Monday, March 26, 2007

ESPN's take on the 2008 Beijing Olympics

ESPN.com’s Jim Caple recently published an article on ESPN.com called Beijing or Bust — Beat Olympics Traffic, Get Here Now, regarding the upcoming Olympics being held in Beijing in 2008.

One of the interesting things Caple mentioned was about the reason behind the quick and ahead of schedule construction on all of the venues.

After he described the various different attributes of China’s preparation for the Olympics. Caple started on the incredibly fast transformation of Beijing’s skyline:

How fast is Beijing changing? In just my two days there, the building next to my hotel was condemned, torn down, replaced by a 10-story Starbucks, then torn down again to make way for a 50-story Best Buy. I'm exaggerating, of course. The Best Buy store will be in Shanghai.

…and then the “awful” and increasingly worse traffic situation:

Taking a ride out to the Great Wall, we hit some of the worst traffic I've ever endured. I counted eight rows of cars clogging a highway that had only six official lanes, and we were all being funneled into a mere four lanes. Worsening the choke point was an accident blocking one of the four precious lanes.

You know that opening scene of "Office Space," during which Peter is stuck in traffic and notices he's being passed by an elderly man with a walker? This was worse. In 20 minutes we crawled perhaps one kilometer. And all the while, my driver squirmed in his seat and listened to the Mandarin equivalent of Rush Limbaugh. I have no idea what the broadcaster was saying, but he sounded so angry I can only assume he must have been bitching about the traffic.

I definitely recommend this article as an entertaining piece from a not-so-jaded American’s time in China.
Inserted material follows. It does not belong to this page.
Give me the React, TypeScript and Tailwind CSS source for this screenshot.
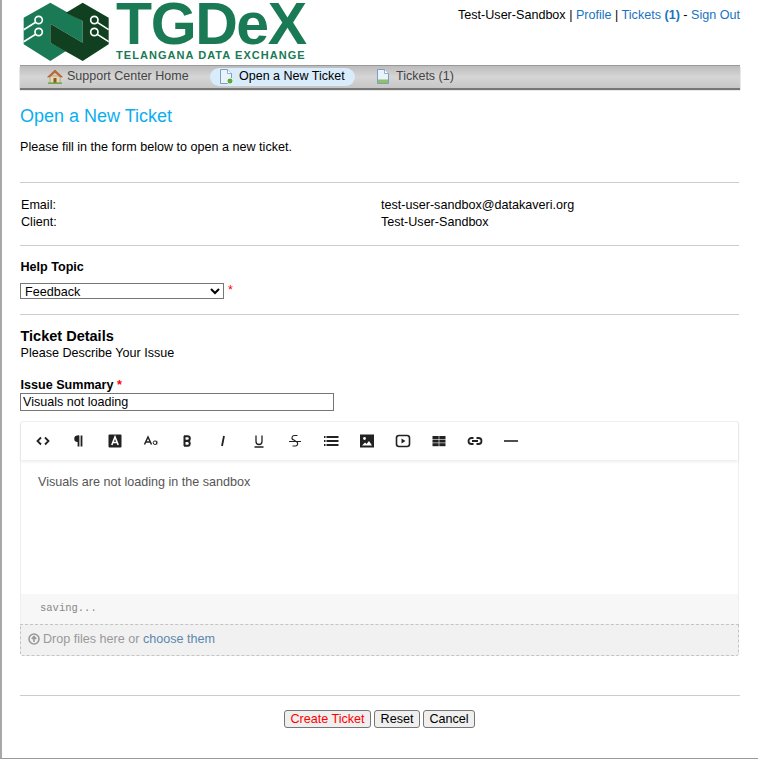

It’s a quick bit of what China’s about.

At the end of the article, Caple described something in Guangzhou that I had already seen in Shenzhen, and wrote about it in Cab Advertising:

In addition to being very inexpensive, cabs in China (at least in Guangzhou) sometimes come with flat-screen TV monitors in the back seat. As I rode in from the airport late one night, I watched a news report gleefully showing members of the Taiwanese parliament throwing shoes at each other during a heated session. I could just imagine the commentary: "See? This is what the imperialist running dogs give you with democracy. We can give you the same thing just by opening up a Nordstrom's." It is also a very strange feeling to be riding through Guangzhou at six in the morning and watching a replay of Fish-O-Mania XIII.